### [Work to do]
Return each line containing the string "that".

* START Material provided *

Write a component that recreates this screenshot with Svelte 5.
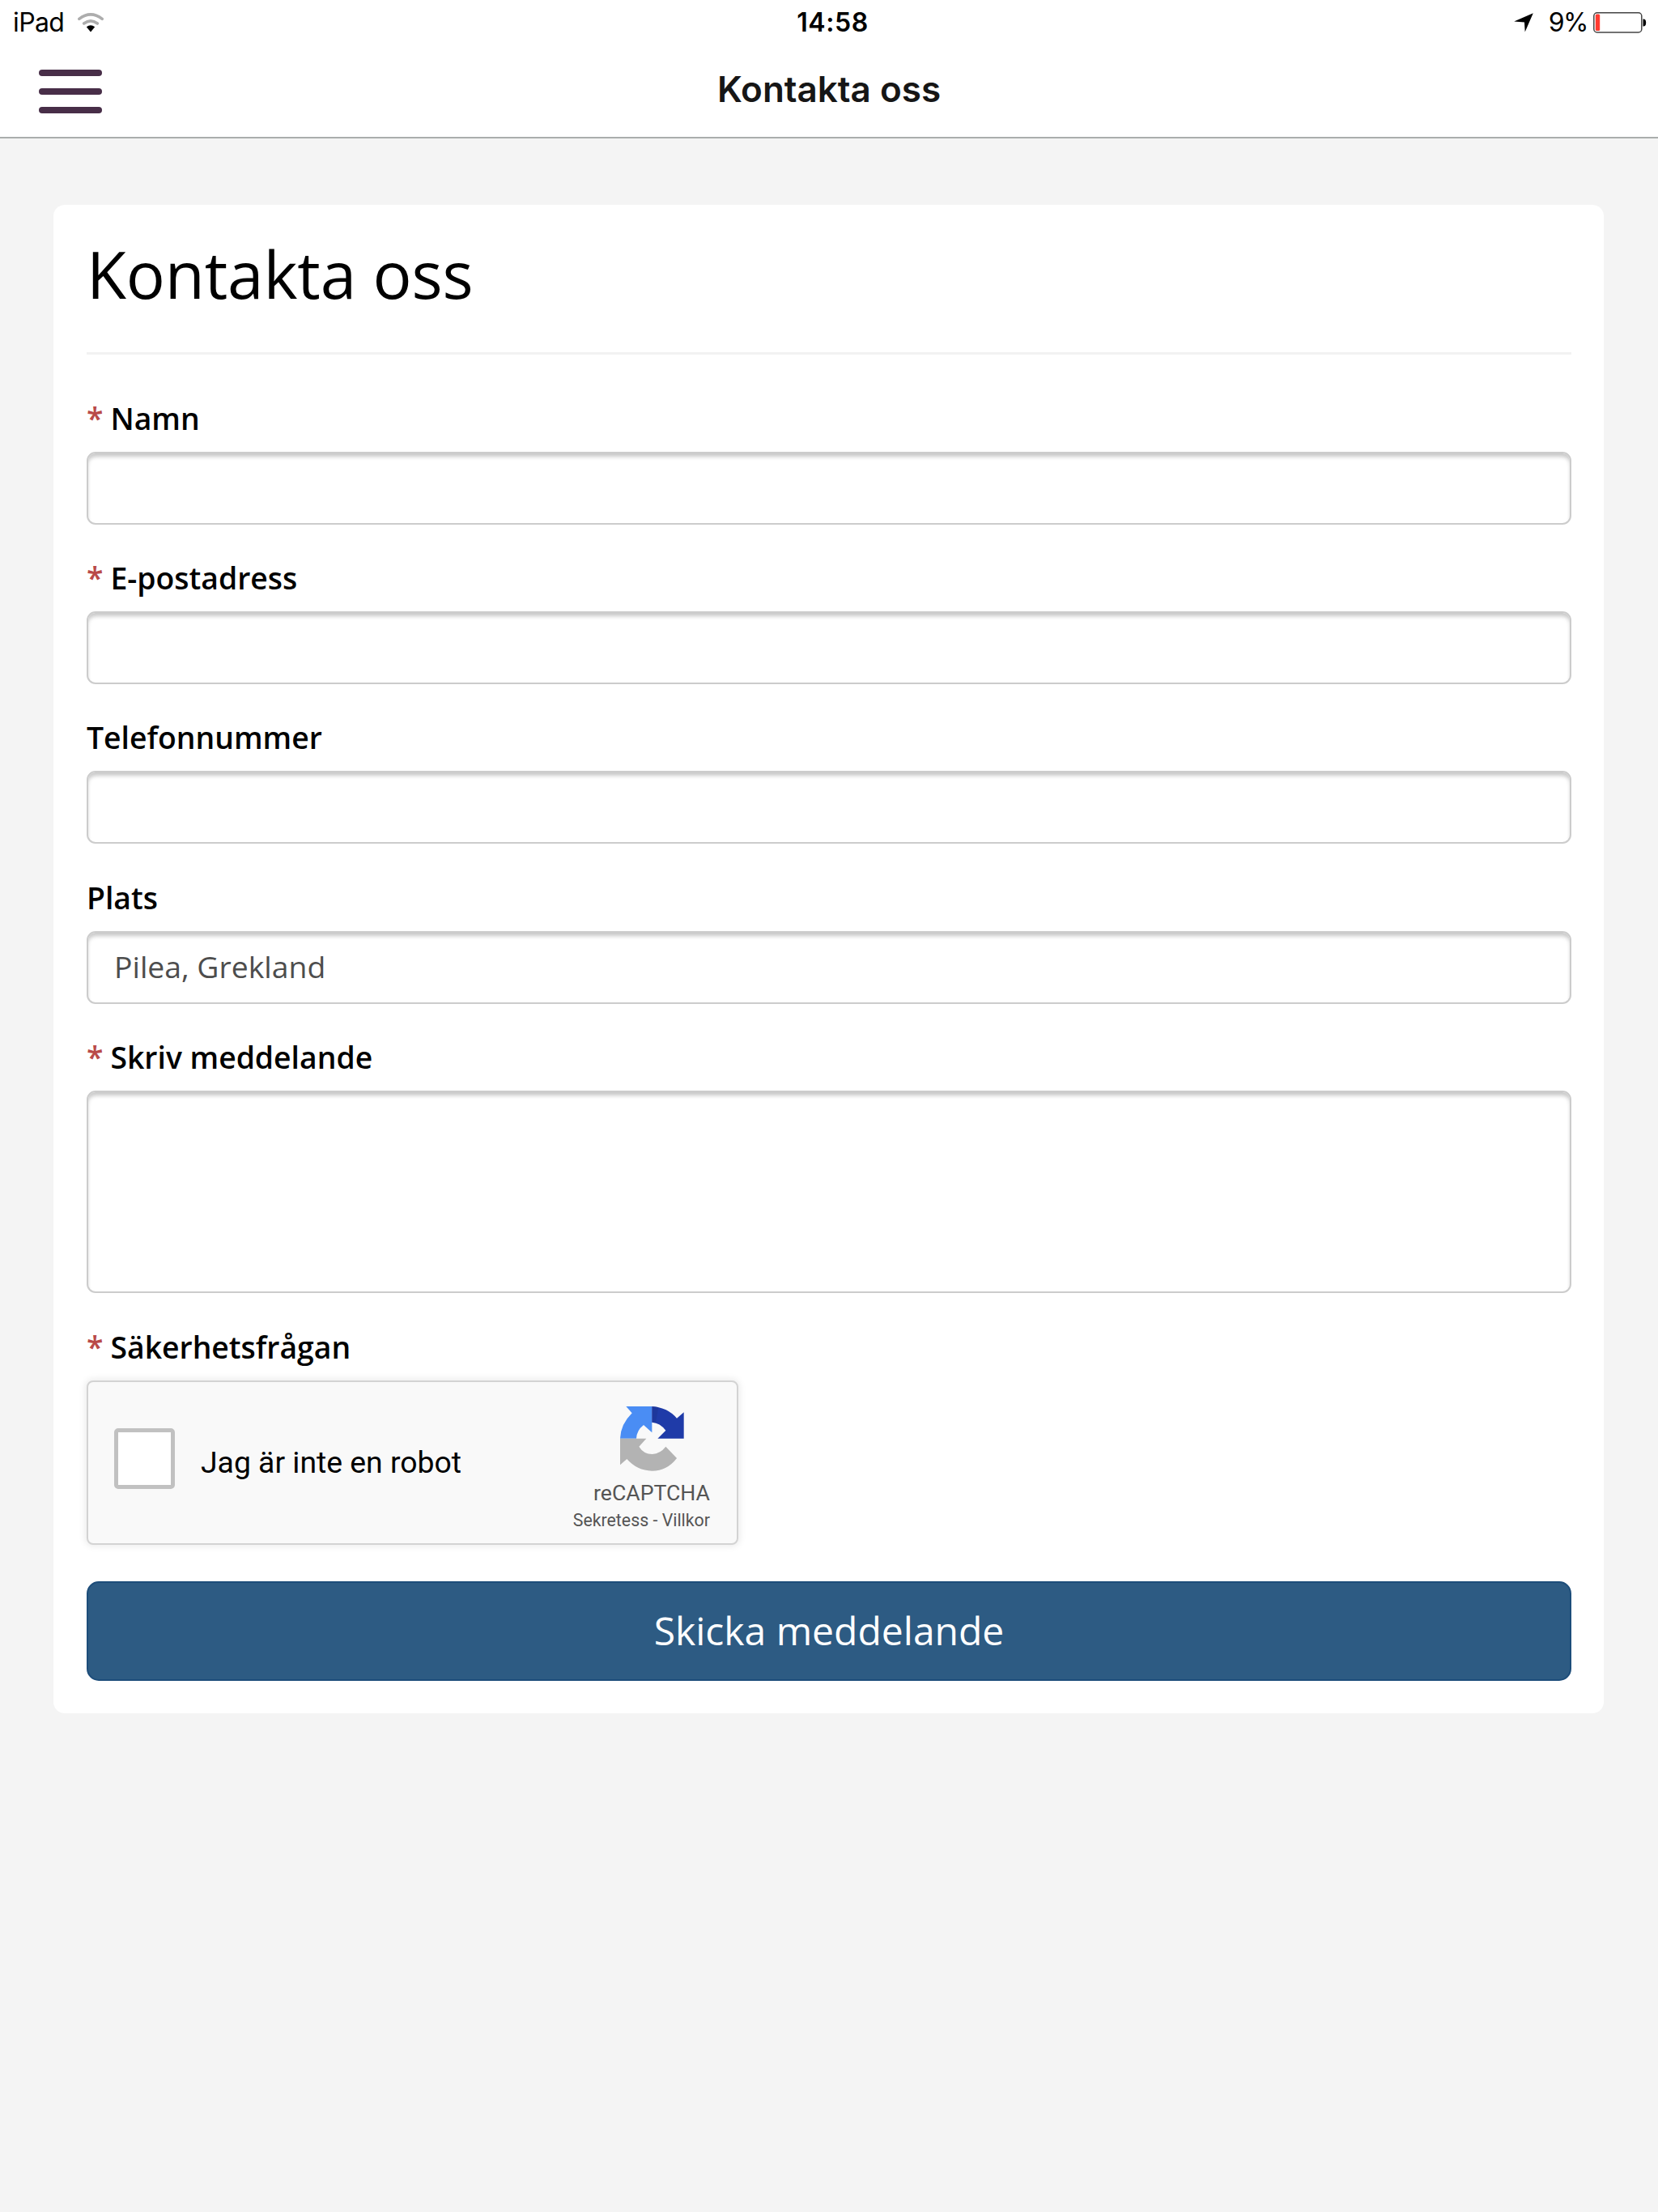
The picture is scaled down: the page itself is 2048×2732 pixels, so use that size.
<script>
  const fields = [
    { id: 'name', label: 'Namn', required: true, value: '' },
    { id: 'email', label: 'E-postadress', required: true, value: '' },
    { id: 'phone', label: 'Telefonnummer', required: false, value: '' },
    { id: 'place', label: 'Plats', required: false, value: 'Pilea, Grekland' },
  ];
</script>

<div class="screen">
  <header>
    <div class="status">
      <div class="carrier">
        <span>iPad</span>
        <svg class="wifi" viewBox="0 0 32 24" width="32" height="24">
          <path d="M1.8 7.4 Q16 -3.6 30.2 7.4" fill="none" stroke="#adadad" stroke-width="3.6" stroke-linecap="round" />
          <path d="M7.6 13 Q16 6.6 24.4 13" fill="none" stroke="#adadad" stroke-width="3.6" stroke-linecap="round" />
          <path d="M10.8 17.3 Q16 13.4 21.2 17.3 L16 23.4 Z" fill="#000" />
        </svg>
      </div>
      <span class="time">14:58</span>
      <div class="power">
        <svg class="locate" viewBox="0 0 24 24" width="24" height="24">
          <path d="M23.8 .2 L13.7 23.6 L13 11.6 L.2 10.6 Z" fill="#000" />
        </svg>
        <span class="percent">9%</span>
        <svg class="battery" viewBox="0 0 66 26" width="66" height="26">
          <rect x=".8" y=".8" width="59" height="24.2" rx="4" fill="none" stroke="#444" stroke-width="1.5" />
          <rect x="2.8" y="2.6" width="5.4" height="20.4" rx="1.6" fill="#ff3b30" />
          <path d="M61.5 8.6 H62.5 Q65.2 9 65.2 13 T62.5 17.6 H61.5 Z" fill="#000" />
        </svg>
      </div>
    </div>
    <div class="nav">
      <button class="menu" aria-label="Meny"><i></i><i></i><i></i></button>
      <span class="nav-title">Kontakta oss</span>
    </div>
  </header>

  <main>
    <form class="card">
      <h1>Kontakta oss</h1>
      <hr />
      {#each fields as field (field.id)}
        <div class="field">
          <label for={field.id}>{#if field.required}<b>*</b>{/if}{field.label}</label>
          <input id={field.id} type="text" value={field.value} />
        </div>
      {/each}
      <div class="field">
        <label for="message"><b>*</b>Skriv meddelande</label>
        <textarea id="message"></textarea>
      </div>
      <div class="field">
        <label for="robot"><b>*</b>Säkerhetsfrågan</label>
        <div class="captcha">
          <button class="check" id="robot" type="button" aria-label="Jag är inte en robot"></button>
          <span class="robot">Jag är inte en robot</span>
          <div class="brand">
            <svg viewBox="558 143 236 240" width="78.7" height="80">
              <path d="M580 143 H676 V240 L645 212 Q619 232 618 262 H558 Q560 209 602 168 Z" fill="#4a8df4" />
              <path d="M676 143 Q734 147 768 187 L794 165 V262 H697 L727 232 Q706 204 676 202 Z" fill="#1f3ba8" />
              <path d="M676 143 L700 146 L690 203 L676 202 Z" fill="#1c3694" opacity=".6" />
              <path d="M558 262 H655 L628 292 Q645 320 677 320 Q707 318 727 292 L768 335 Q732 382 676 382 Q621 381 583 338 L558 360 Z" fill="#b3b3b3" />
            </svg>
            <span class="re">reCAPTCHA</span>
            <span class="terms">Sekretess - Villkor</span>
          </div>
        </div>
      </div>
      <button class="submit" type="button">Skicka meddelande</button>
    </form>
  </main>
</div>

<style>
  :global(body) {
    margin: 0;
    background: #f4f4f4;
  }
  .screen {
    box-sizing: border-box;
    width: 2048px;
    height: 2732px;
    overflow: hidden;
    background: #f4f4f4;
    font-family: 'Open Sans', sans-serif;
    color: #000;
  }
  header {
    box-sizing: border-box;
    height: 171px;
    background: #fff;
    border-bottom: 2px solid #aaaead;
    font-family: Inter, sans-serif;
  }
  .status {
    display: grid;
    grid-template-columns: 1fr auto 1fr;
    align-items: center;
    height: 55px;
    padding: 0 14px 0 16px;
    font-size: 32px;
    line-height: 55px;
  }
  .carrier,
  .power {
    display: flex;
    align-items: center;
  }
  .carrier {
    gap: 17px;
    letter-spacing: -0.6px;
  }
  .power {
    justify-content: flex-end;
  }
  .time {
    font-weight: 600;
    padding-left: 7px;
    letter-spacing: 0.6px;
  }
  .percent {
    margin: 0 7px 0 19px;
    letter-spacing: -1.5px;
  }
  .nav {
    display: grid;
    grid-template-columns: 1fr auto 1fr;
    align-items: center;
    height: 114px;
    padding: 0 48px;
  }
  .menu {
    display: flex;
    flex-direction: column;
    gap: 15.4px;
    width: 78px;
    padding: 2px 0 0;
    border: 0;
    background: none;
  }
  .menu i {
    height: 8px;
    border-radius: 4px;
    background: #482e48;
  }
  .nav-title {
    padding-bottom: 4px;
    font-size: 44px;
    font-weight: 600;
    color: #161616;
  }
  main {
    padding: 82px 67px 0 66px;
  }
  .card {
    box-sizing: border-box;
    display: flex;
    flex-direction: column;
    height: 1862.6px;
    padding: 0 40px 0 41px;
    border-radius: 14px;
    background: #fff;
  }
  h1 {
    margin: 0;
    height: 182px;
    font-size: 80px;
    font-weight: 400;
    line-height: 170px;
    letter-spacing: -0.15px;
  }
  hr {
    width: 100%;
    height: 3px;
    margin: 0 0 52px;
    border: 0;
    background: #f2f2f2;
  }
  .field {
    display: flex;
    flex-direction: column;
    margin-bottom: 39.2px;
  }
  label {
    height: 68px;
    font-size: 37.33px;
    font-weight: 600;
    line-height: 54px;
    white-space: pre;
  }
  label b {
    margin-right: 9px;
    font-weight: 600;
    color: #b94a48;
  }
  input,
  textarea {
    box-sizing: border-box;
    width: 100%;
    height: 90px;
    margin: 0;
    padding: 0 32px 2px;
    border: 2px solid #ccc;
    border-radius: 11px;
    background: #fff;
    box-shadow: inset 0 5px 5px -1px rgba(0, 0, 0, 0.22);
    font: 400 37.33px 'Open Sans', sans-serif;
    color: #4d4d4d;
    resize: none;
    outline: none;
  }
  textarea {
    height: 250.6px;
  }
  .captcha {
    box-sizing: border-box;
    display: flex;
    align-items: center;
    width: 805px;
    height: 203px;
    padding: 0 33px 0 32px;
    border: 2.5px solid #d3d3d3;
    border-radius: 8px;
    background: #f9f9f9;
    box-shadow: 0 0 8px 2px rgba(0, 0, 0, 0.08);
    font-family: Roboto, sans-serif;
  }
  .check {
    box-sizing: border-box;
    width: 75px;
    height: 75px;
    margin: 0 32px 9px 0;
    padding: 0;
    border: 5.4px solid #c1c1c1;
    border-radius: 5px;
    background: #fff;
  }
  .robot {
    font-size: 37.33px;
  }
  .brand {
    display: flex;
    flex-direction: column;
    align-items: flex-end;
    margin: 19px 0 0 auto;
    color: #555;
  }
  .brand svg {
    margin-right: 32px;
  }
  .re {
    margin-top: 10px;
    font-size: 26.67px;
    line-height: 34px;
  }
  .terms {
    font-size: 21.33px;
    line-height: 34px;
  }
  .submit {
    box-sizing: border-box;
    height: 123px;
    margin-top: 6px;
    padding: 0 0 2px;
    border: 2px solid #1d4d7a;
    border-radius: 15px;
    background: #2d5b83;
    color: #fff;
    font: 400 48px 'Open Sans', sans-serif;
  }
</style>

* END Material provided *

### [Task response]
Write a component that recreates this screenshot with Svelte 5.
The picture is scaled down: the page itself is 2048×2732 pixels, so use that size.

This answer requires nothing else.